--- start of Given data ---
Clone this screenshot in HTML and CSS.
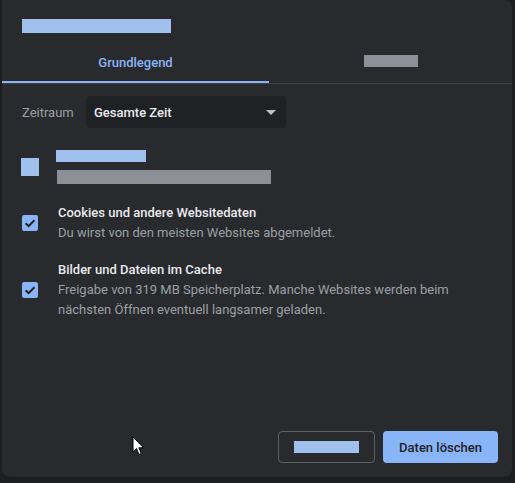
FILE: index.html
```html
<!DOCTYPE html>
<html lang="de">
<head>
<meta charset="utf-8">
<link rel="stylesheet" href="styles.css">
</head>
<body>
<div class="dialog">
  <div class="title"><div class="title-bar"></div></div>
  <div class="tabs">
    <div class="tab tab-active">Grundlegend</div>
    <div class="tab tab-second"><div class="tab-bar"></div></div>
  </div>
  <div class="content">
    <div class="range-row">
      <span class="range-label">Zeitraum</span>
      <div class="select">
        <span class="select-text">Gesamte Zeit</span>
        <span class="select-arrow"></span>
      </div>
    </div>
    <div class="option option-first">
      <div class="checkbox checkbox-plain"></div>
      <div class="option-text">
        <div class="ph-title"></div>
        <div class="ph-desc"></div>
      </div>
    </div>
    <div class="option option-second">
      <div class="checkbox checkbox-checked">
        <svg viewBox="0 0 16 16" width="16" height="16"><path d="M3.6 8.2 L6.6 11.1 L12.4 5.2" fill="none" stroke="#202124" stroke-width="2"/></svg>
      </div>
      <div class="option-text">
        <div class="opt-title">Cookies und andere Websitedaten</div>
        <div class="opt-desc">Du wirst von den meisten Websites abgemeldet.</div>
      </div>
    </div>
    <div class="option option-third">
      <div class="checkbox checkbox-checked">
        <svg viewBox="0 0 16 16" width="16" height="16"><path d="M3.6 8.2 L6.6 11.1 L12.4 5.2" fill="none" stroke="#202124" stroke-width="2"/></svg>
      </div>
      <div class="option-text">
        <div class="opt-title">Bilder und Dateien im Cache</div>
        <div class="opt-desc">Freigabe von 319 MB Speicherplatz. Manche Websites werden beim nächsten Öffnen eventuell langsamer geladen.</div>
      </div>
    </div>
  </div>
  <div class="footer">
    <div class="btn btn-cancel"><div class="btn-bar"></div></div>
    <div class="btn btn-primary">Daten löschen</div>
  </div>
  <svg class="cursor" viewBox="0 0 13 20" width="13" height="20"><path d="M1 1 L1 16 L4.5 12.6 L7 18.5 L9.3 17.5 L6.9 11.8 L11.6 11.8 Z" fill="#fff" stroke="#000" stroke-width="1"/></svg>
</div>
</body>
</html>
```
FILE: styles.css
```css
html, body {
  margin: 0;
  padding: 0;
}
body {
  background: #1d1e21;
  width: 515px;
  height: 483px;
  overflow: hidden;
  font-family: Roboto, "Liberation Sans", sans-serif;
  font-size: 13px;
  color: #e8eaed;
}
.dialog {
  position: relative;
  margin-left: 2px;
  width: 510px;
  height: 477px;
  background: #292a2d;
  border-radius: 0 8px 8px 8px;
  display: flex;
  flex-direction: column;
}
.title {
  padding: 19px 20px 0;
}
.title-bar {
  width: 149px;
  height: 14px;
  background: #a0c0ee;
}
.tabs {
  margin-top: 9px;
  display: flex;
  border-bottom: 1px solid #3c4043;
}
.tab {
  height: 41px;
  display: flex;
  align-items: center;
  justify-content: center;
  box-sizing: border-box;
}
.tab-active {
  width: 267px;
  color: #8ab4f8;
  font-weight: 500;
  padding-bottom: 0;
  box-shadow: inset 0 -2px 0 #8ab4f8;
}
.tab-second {
  flex: 1;
  padding-bottom: 3px;
}
.tab-bar {
  width: 54px;
  height: 12px;
  background: #8b9197;
}
.content {
  padding: 0 14px 0 20px;
}
.range-row {
  margin-top: 12px;
  display: flex;
  align-items: center;
}
.range-label {
  color: #9aa0a6;
  width: 64px;
}
.select {
  width: 200px;
  height: 32px;
  box-sizing: border-box;
  background: #202124;
  border-radius: 4px;
  display: flex;
  align-items: center;
  justify-content: space-between;
  padding: 0 10px 0 8px;
  font-weight: 500;
  color: #e8eaed;
}
.select-arrow {
  width: 0;
  height: 0;
  border-left: 5px solid transparent;
  border-right: 5px solid transparent;
  border-top: 5px solid #bdc1c6;
}
.option {
  display: flex;
  align-items: center;
}
.option-first {
  margin-top: 19px;
  height: 40px;
}
.option-second {
  margin-top: 16px;
}
.option-third {
  margin-top: 17px;
}
.checkbox {
  flex: none;
  width: 16px;
  height: 16px;
  margin-right: 20px;
  border-radius: 2px;
  background: #8ab4f8;
}
.checkbox svg {
  display: block;
}
.checkbox-plain {
  width: 18px;
  height: 18px;
  margin-left: -1px;
  margin-right: 17px;
  border-radius: 0;
  background: #a0c0ee;
}
.option-text {
  line-height: 20px;
}
.ph-title {
  width: 90px;
  height: 12px;
  background: #a0c0ee;
}
.ph-desc {
  margin-top: 8px;
  margin-left: 1px;
  width: 214px;
  height: 14px;
  background: #8b9197;
}
.opt-title {
  font-weight: 500;
  color: #e8eaed;
}
.opt-desc {
  color: #9aa0a6;
  width: 400px;
}
.footer {
  margin-top: auto;
  padding: 0 14px 14px;
  display: flex;
  justify-content: flex-end;
  gap: 8px;
}
.btn {
  height: 32px;
  box-sizing: border-box;
  border-radius: 4px;
  display: flex;
  align-items: center;
  justify-content: center;
}
.btn-cancel {
  width: 97px;
  border: 1px solid #5f6368;
}
.btn-bar {
  width: 65px;
  height: 12px;
  background: #a0c0ee;
}
.btn-primary {
  width: 115px;
  background: #8ab4f8;
  color: #202124;
  font-weight: 500;
}
.cursor {
  position: absolute;
  left: 130px;
  top: 436px;
}
```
--- end of Given data ---
What is needed: Exclude the pictures, and transcribe all of the material exactly.

Response to the exercise:
Clone this screenshot in HTML and CSS.
FILE: index.html
```html
<!DOCTYPE html>
<html lang="de">
<head>
<meta charset="utf-8">
<link rel="stylesheet" href="styles.css">
</head>
<body>
<div class="dialog">
  <div class="title"><div class="title-bar"></div></div>
  <div class="tabs">
    <div class="tab tab-active">Grundlegend</div>
    <div class="tab tab-second"><div class="tab-bar"></div></div>
  </div>
  <div class="content">
    <div class="range-row">
      <span class="range-label">Zeitraum</span>
      <div class="select">
        <span class="select-text">Gesamte Zeit</span>
        <span class="select-arrow"></span>
      </div>
    </div>
    <div class="option option-first">
      <div class="checkbox checkbox-plain"></div>
      <div class="option-text">
        <div class="ph-title"></div>
        <div class="ph-desc"></div>
      </div>
    </div>
    <div class="option option-second">
      <div class="checkbox checkbox-checked">
        <svg viewBox="0 0 16 16" width="16" height="16"><path d="M3.6 8.2 L6.6 11.1 L12.4 5.2" fill="none" stroke="#202124" stroke-width="2"/></svg>
      </div>
      <div class="option-text">
        <div class="opt-title">Cookies und andere Websitedaten</div>
        <div class="opt-desc">Du wirst von den meisten Websites abgemeldet.</div>
      </div>
    </div>
    <div class="option option-third">
      <div class="checkbox checkbox-checked">
        <svg viewBox="0 0 16 16" width="16" height="16"><path d="M3.6 8.2 L6.6 11.1 L12.4 5.2" fill="none" stroke="#202124" stroke-width="2"/></svg>
      </div>
      <div class="option-text">
        <div class="opt-title">Bilder und Dateien im Cache</div>
        <div class="opt-desc">Freigabe von 319 MB Speicherplatz. Manche Websites werden beim nächsten Öffnen eventuell langsamer geladen.</div>
      </div>
    </div>
  </div>
  <div class="footer">
    <div class="btn btn-cancel"><div class="btn-bar"></div></div>
    <div class="btn btn-primary">Daten löschen</div>
  </div>
  <svg class="cursor" viewBox="0 0 13 20" width="13" height="20"><path d="M1 1 L1 16 L4.5 12.6 L7 18.5 L9.3 17.5 L6.9 11.8 L11.6 11.8 Z" fill="#fff" stroke="#000" stroke-width="1"/></svg>
</div>
</body>
</html>
```
FILE: styles.css
```css
html, body {
  margin: 0;
  padding: 0;
}
body {
  background: #1d1e21;
  width: 515px;
  height: 483px;
  overflow: hidden;
  font-family: Roboto, "Liberation Sans", sans-serif;
  font-size: 13px;
  color: #e8eaed;
}
.dialog {
  position: relative;
  margin-left: 2px;
  width: 510px;
  height: 477px;
  background: #292a2d;
  border-radius: 0 8px 8px 8px;
  display: flex;
  flex-direction: column;
}
.title {
  padding: 19px 20px 0;
}
.title-bar {
  width: 149px;
  height: 14px;
  background: #a0c0ee;
}
.tabs {
  margin-top: 9px;
  display: flex;
  border-bottom: 1px solid #3c4043;
}
.tab {
  height: 41px;
  display: flex;
  align-items: center;
  justify-content: center;
  box-sizing: border-box;
}
.tab-active {
  width: 267px;
  color: #8ab4f8;
  font-weight: 500;
  padding-bottom: 0;
  box-shadow: inset 0 -2px 0 #8ab4f8;
}
.tab-second {
  flex: 1;
  padding-bottom: 3px;
}
.tab-bar {
  width: 54px;
  height: 12px;
  background: #8b9197;
}
.content {
  padding: 0 14px 0 20px;
}
.range-row {
  margin-top: 12px;
  display: flex;
  align-items: center;
}
.range-label {
  color: #9aa0a6;
  width: 64px;
}
.select {
  width: 200px;
  height: 32px;
  box-sizing: border-box;
  background: #202124;
  border-radius: 4px;
  display: flex;
  align-items: center;
  justify-content: space-between;
  padding: 0 10px 0 8px;
  font-weight: 500;
  color: #e8eaed;
}
.select-arrow {
  width: 0;
  height: 0;
  border-left: 5px solid transparent;
  border-right: 5px solid transparent;
  border-top: 5px solid #bdc1c6;
}
.option {
  display: flex;
  align-items: center;
}
.option-first {
  margin-top: 19px;
  height: 40px;
}
.option-second {
  margin-top: 16px;
}
.option-third {
  margin-top: 17px;
}
.checkbox {
  flex: none;
  width: 16px;
  height: 16px;
  margin-right: 20px;
  border-radius: 2px;
  background: #8ab4f8;
}
.checkbox svg {
  display: block;
}
.checkbox-plain {
  width: 18px;
  height: 18px;
  margin-left: -1px;
  margin-right: 17px;
  border-radius: 0;
  background: #a0c0ee;
}
.option-text {
  line-height: 20px;
}
.ph-title {
  width: 90px;
  height: 12px;
  background: #a0c0ee;
}
.ph-desc {
  margin-top: 8px;
  margin-left: 1px;
  width: 214px;
  height: 14px;
  background: #8b9197;
}
.opt-title {
  font-weight: 500;
  color: #e8eaed;
}
.opt-desc {
  color: #9aa0a6;
  width: 400px;
}
.footer {
  margin-top: auto;
  padding: 0 14px 14px;
  display: flex;
  justify-content: flex-end;
  gap: 8px;
}
.btn {
  height: 32px;
  box-sizing: border-box;
  border-radius: 4px;
  display: flex;
  align-items: center;
  justify-content: center;
}
.btn-cancel {
  width: 97px;
  border: 1px solid #5f6368;
}
.btn-bar {
  width: 65px;
  height: 12px;
  background: #a0c0ee;
}
.btn-primary {
  width: 115px;
  background: #8ab4f8;
  color: #202124;
  font-weight: 500;
}
.cursor {
  position: absolute;
  left: 130px;
  top: 436px;
}
```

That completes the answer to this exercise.